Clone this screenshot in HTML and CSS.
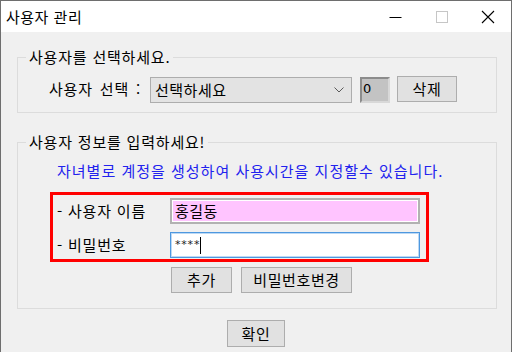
FILE: index.html
```html
<!DOCTYPE html>
<html lang="ko">
<head>
<meta charset="utf-8">
<link rel="stylesheet" href="styles.css">
</head>
<body>
<div class="window">
  <div class="titlebar">
    <span class="title">사용자 관리</span>
    <div class="controls">
      <svg class="ctl" width="46" height="31" viewBox="0 0 46 31"><line x1="16.5" y1="16.5" x2="28.5" y2="16.5" stroke="#000" stroke-width="1"/></svg>
      <svg class="ctl" width="46" height="31" viewBox="0 0 46 31"><rect x="17.5" y="10.5" width="11" height="11" fill="none" stroke="#c6c6c6" stroke-width="1"/></svg>
      <svg class="ctl" width="46" height="31" viewBox="0 0 46 31"><path d="M17 10 L29 22 M29 10 L17 22" stroke="#000" stroke-width="1.1" fill="none"/></svg>
    </div>
  </div>
  <div class="client">
    <div class="group g1">
      <span class="legend">사용자를 선택하세요.</span>
      <div class="select-row">
        <span class="sel-label">사용자 선택 :</span>
        <div class="combo">
          <span>선택하세요</span>
          <svg width="10" height="6" viewBox="0 0 10 6"><path d="M0.5 0.5 L5 5 L9.5 0.5" stroke="#5a5a5a" stroke-width="1" fill="none"/></svg>
        </div>
        <div class="count">0</div>
        <button class="btn btn-del">삭제</button>
      </div>
    </div>
    <div class="group g2">
      <span class="legend">사용자 정보를 입력하세요!</span>
      <p class="notice">자녀별로 계정을 생성하여 사용시간을 지정할수 있습니다.</p>
      <div class="redbox">
        <div class="field">
          <span class="f-label">- 사용자 이름</span>
          <div class="input pink">홍길동</div>
        </div>
        <div class="field">
          <span class="f-label">- 비밀번호</span>
          <div class="input focus"><span class="stars">****</span><span class="caret"></span></div>
        </div>
      </div>
      <div class="actions">
        <button class="btn btn-add">추가</button>
        <button class="btn btn-chg">비밀번호변경</button>
      </div>
    </div>
    <div class="footer">
      <button class="btn btn-ok">확인</button>
    </div>
  </div>
</div>
</body>
</html>
```
FILE: styles.css
```css
* { box-sizing: border-box; }
html, body { margin: 0; padding: 0; background: #f0f0f0; }
body {
  font-family: "Noto Sans CJK KR", "Noto Sans", sans-serif;
  font-size: 15px;
  color: #000;
}
.window {
  width: 512px;
  height: 352px;
  border: 1px solid #6e6e6e;
  border-bottom: none;
  background: #f0f0f0;
  overflow: hidden;
}
.titlebar {
  height: 31px;
  background: #fff;
  display: flex;
  align-items: center;
  justify-content: space-between;
}
.title {
  font-size: 15px;
  line-height: 20px;
  padding-left: 5px;
  letter-spacing: 0.5px;
}
.controls { display: flex; }
.ctl { display: block; }
.client {
  padding: 25px 14px 0 16px;
}
.group {
  position: relative;
  border: 1px solid #dcdcdc;
  width: 480px;
}
.legend {
  position: absolute;
  top: -11px;
  left: 8px;
  padding: 0 3px;
  background: #f0f0f0;
  line-height: 20px;
  letter-spacing: 0.8px;
}
.g1 { padding: 19px 0 9px 31px; }
.select-row {
  display: flex;
  align-items: flex-start;
  height: 26px;
}
.sel-label {
  width: 101px;
  line-height: 24px;
  letter-spacing: 0.8px;
  word-spacing: 2px;
}
.combo {
  width: 202px;
  height: 26px;
  background: #e3e3e3;
  border: 1px solid #adadad;
  display: flex;
  align-items: center;
  justify-content: space-between;
  padding: 0 7px 0 4px;
  letter-spacing: 0.5px;
  line-height: 20px;
}
.combo svg { display: block; }
.count {
  width: 30px;
  height: 26px;
  margin-left: 8px;
  background: #c3c3c3;
  border: 2px solid #8c8c8c;
  border-right-color: #d8d8d8;
  border-bottom-color: #d8d8d8;
  padding-left: 1px;
  line-height: 20px;
  font-family: "DejaVu Sans", sans-serif;
  font-size: 13px;
}
.btn {
  font-family: inherit;
  font-size: 15px;
  line-height: 20px;
  background: #e1e1e1;
  border: 1px solid #adadad;
  height: 26px;
  padding: 0;
  color: #000;
  letter-spacing: 0.6px;
}
.btn-del { width: 60px; margin-left: 7px; margin-top: -1px; }
.g2 { padding: 0 0 15px 0; margin-top: 29px; }
.notice {
  margin: 18px 0 11px 39px;
  line-height: 20px;
  color: #2222ee;
  letter-spacing: 1px;
  white-space: nowrap;
}
.redbox {
  margin-left: 32px;
  width: 379px;
  border: 3px solid #ff0000;
  padding: 3px 6px 1px 4px;
  display: flex;
  flex-direction: column;
  gap: 8px;
}
.field {
  display: flex;
  align-items: center;
  height: 26px;
}
.f-label {
  width: 113px;
  line-height: 20px;
  letter-spacing: 0.8px;
  white-space: nowrap;
}
.input {
  width: 250px;
  height: 26px;
  display: flex;
  align-items: center;
  padding-left: 3px;
  line-height: 20px;
}
.pink {
  background: #ffc4ff;
  border: 2px solid #b2b2b2;
  box-shadow: inset 0 0 0 1px #fff;
  letter-spacing: 0.5px;
}
.focus {
  background: #fff;
  border: 1px solid #4e98df;
  box-shadow: inset 0 0 0 1px #bcd9f5;
  padding-left: 4px;
}
.stars {
  font-family: "DejaVu Sans", sans-serif;
  font-size: 11px;
  letter-spacing: 0.8px;
  color: #222;
  line-height: 14px;
}
.caret {
  width: 1px;
  height: 17px;
  background: #000;
  margin-left: 0;
}
.actions {
  display: flex;
  gap: 9px;
  margin: 5px 0 0 153px;
}
.btn-add { width: 61px; }
.btn-chg { width: 111px; }
.footer {
  display: flex;
  justify-content: center;
  margin-top: 11px;
  padding-right: 2px;
}
.btn-ok { width: 58px; height: 27px; }
```
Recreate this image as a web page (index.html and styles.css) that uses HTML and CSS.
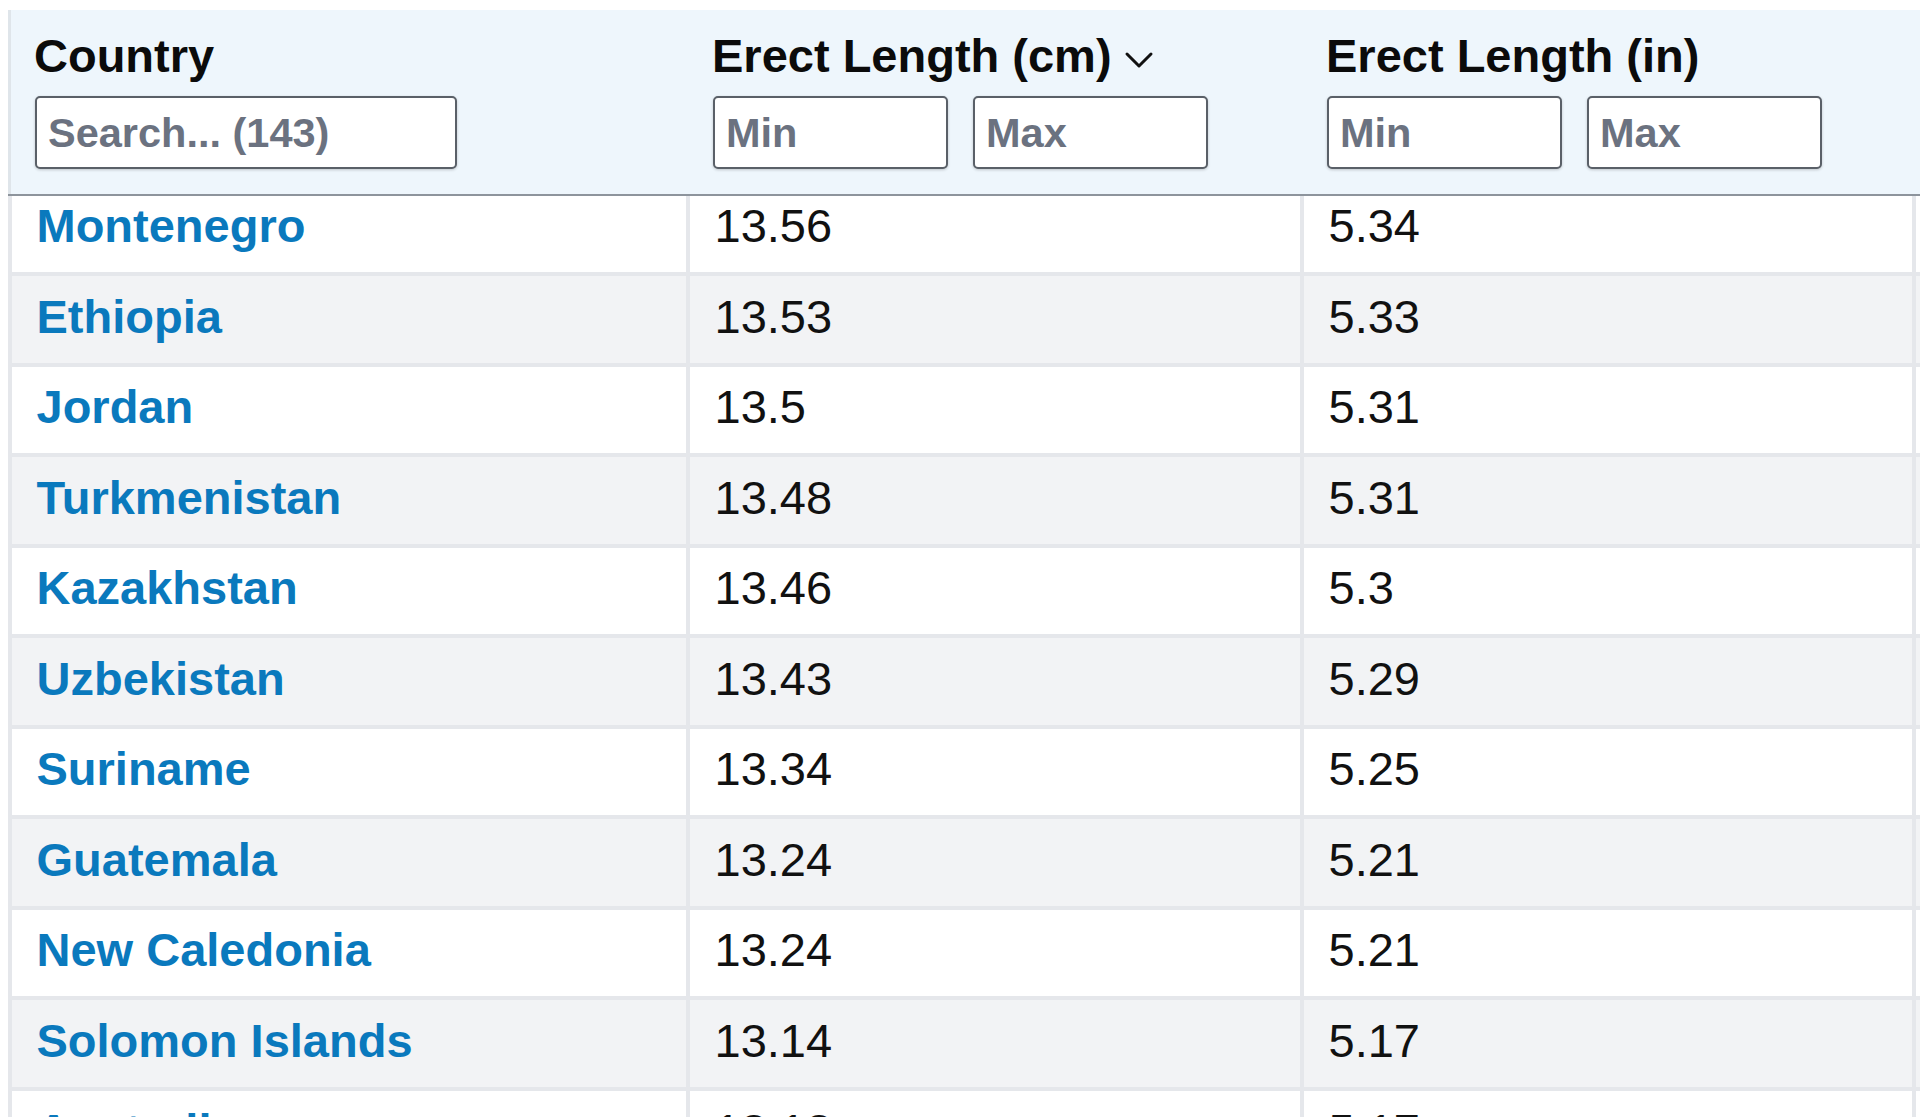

* * * * * * * * *

Read through the data and copy every line where "styles" shows up.

EXPECTED ANSWER
<link rel="stylesheet" href="styles.css">
FILE: styles.css
Recreate this image as a web page (index.html and styles.css) that uses HTML and CSS.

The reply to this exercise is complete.